16...


En su barrio había dos colegios, cada uno representante, oficiosamente se entiende, de las dos partes que lo dividían y que estaban separadas por una frontera clara, aunque no física. De un lado, las viejas casas de antaño que, de antiguas, se estaban cayendo a pedazos y la burocracia municipal permitía, sabedora de que si esperaban un poco se caerían por sí solas y no habría que gastar dinero en derruirlas. El objetivo, obviamente, construir lujosos edificios sin estilo ni raíces, sin importarle nada la vida que cada casa llevaba consigo, las más de las veces, igual de "antigua" que ella. Del otro, casas burguesas pareadas con porche y ventanal, piscina y pista de pádel, que se habían tragado la historia de la parte del barrio que cedió, por indefensa, a la venta del solar, y que se marchó del barrio llorando, como Boabdil, lo que no pudo defender por no tener medios.

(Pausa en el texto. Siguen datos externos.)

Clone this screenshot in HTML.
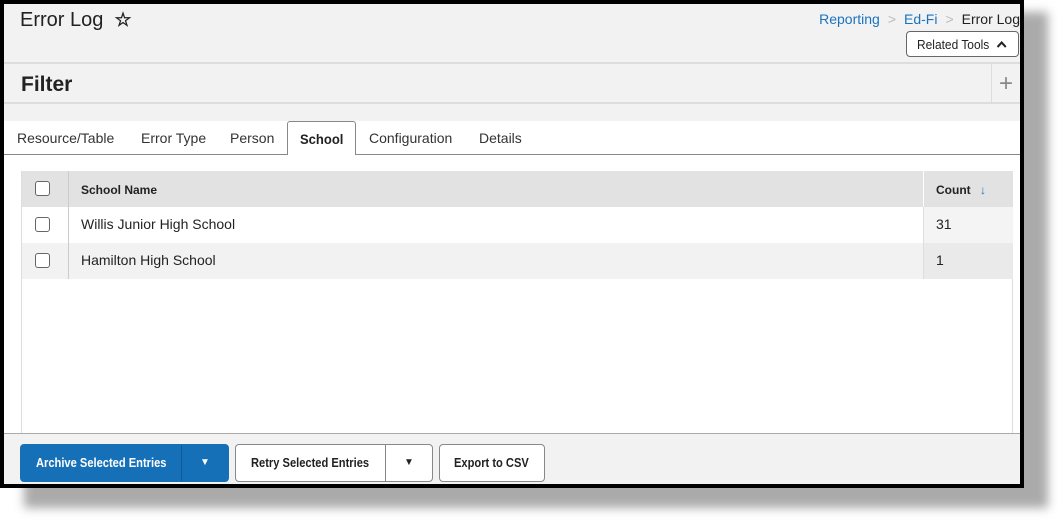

La limpieza impoluta de las nuevas aceras, más luminosas y modernas, contrasta en el barrio con la suciedad de la parte vieja, con su luz mortecina, romántica casi, de besos y arrumacos en noches enamoradas y, el viejo bordillo que tantas veces tatuó las rodillas de los niños, lo hace con los robots de jerga extraña, fabricados en serie por algún juguetero inexperto, niños de playstation y poco sol, vampiros de esta sociedad en la que la calle, verdadera maestra de las cosas bellas, ha sido relevada por partidas online de juegos anodinos.

Su barrio, con su colegio de toda la vida, en la que el maestro lo era de todos y para todos, al que se le hablaba de usted dentro y fuera de las aulas, fue uno de ésos de siempre, con patio de arena para jugar a las canicas, y una sola pista en la que se corrían los mil metros, se jugaba al fútbol o al baloncesto (no simultáneamente) y se iba a misa casi siempre, porque ir a misa era una "asignatura" más. Un colegio de uniforme sí, pero heredado, de libros heredados, de costumbres heredadas, de bolsa para el bocadillo heredada y, lo más importante, de tradiciones y valores heredados. Ese colegio, fue perdiendo alumnos en beneficio del nuevo colegio, más actual. Con su gimnasio y su pabellón multiusos, su escuela deportiva de la que todos quieren formar parte algún día, y que el colegio sufraga en detrimento de otras actividades, sus profesores de moda y su jerga extraña, de robots fabricados en serie por un educador, de moda también, para el que los demás niños no son como los suyos.

Él piensa, como cada año, en su colegio de la infancia. En el deporte que allí aprendió a practicar, totalmente minoritario, pero que dio muchas alegrías al colegio, porque todos los que lo practicaban eran buenos, y se acuerda de que también le decían que ese deporte era de chicas, y algunos se reían de él por jugar, aunque eso nunca le importó, como no le importa ahora a sus hijos estudiar en el colegio en que él lo hizo, aunque muchos de sus amigos lo hagan en el otro. 

Al llegar Semana Santa, la parte "pobre" del barrio, con sus comercios casi oscuros y con aroma de años vendiendo lo mismo, a veces heredado el negocio del padre del actual regente, se viste de gala, porque de la iglesia, que también se cae a pedazos y a la que sostienen los pocos feligreses que van a misa y les da pena su estado, que está situada en la parte "menos rica", sale a la calle la hermandad de siempre. Esa que atrae a media ciudad y media comunidad autónoma hasta su barrio, por el buen hacer de la cuadrilla y el no menor arte de la banda que lo acompaña, con sus filas repletas de nazarenos y el incienso que huele a barrio, a tradición y a familia. Cuando sale a la calle el Señor, y observa la de gente que acude a verlo, piensa en su barrio, que ahora ha cambiado completamente. Las calles vacías son ahora las de las casas unifamiliares, la parte rica es la suya, que reúne en torno a la iglesia a numerosos grupos de gente venidos de todas partes, incluso los amigos de sus hijos, que abandonan su modo de vida casi estático y esperan, aunque no con mucho entusiasmo, mientras juegan con el móvil,  la hermandad en la calle. 

Cuando ve todo esto, se enorgullece una vez más de su barrio, de su colegio, que le enseñó tantos valores cristianos, y de toda la gente que lucha por mantener su iglesia y su hermandad y, aunque él formara parte de un deporte minoritario, si bien llegó a destacar, de lo que más se enorgullece es de que, aunque aquí permanece en el anonimato y es uno más entre tantos, forma parte de la mayor riqueza del barrio que, además, sale en loor de multitudes...mayoritaria por definición, su querida hermandad.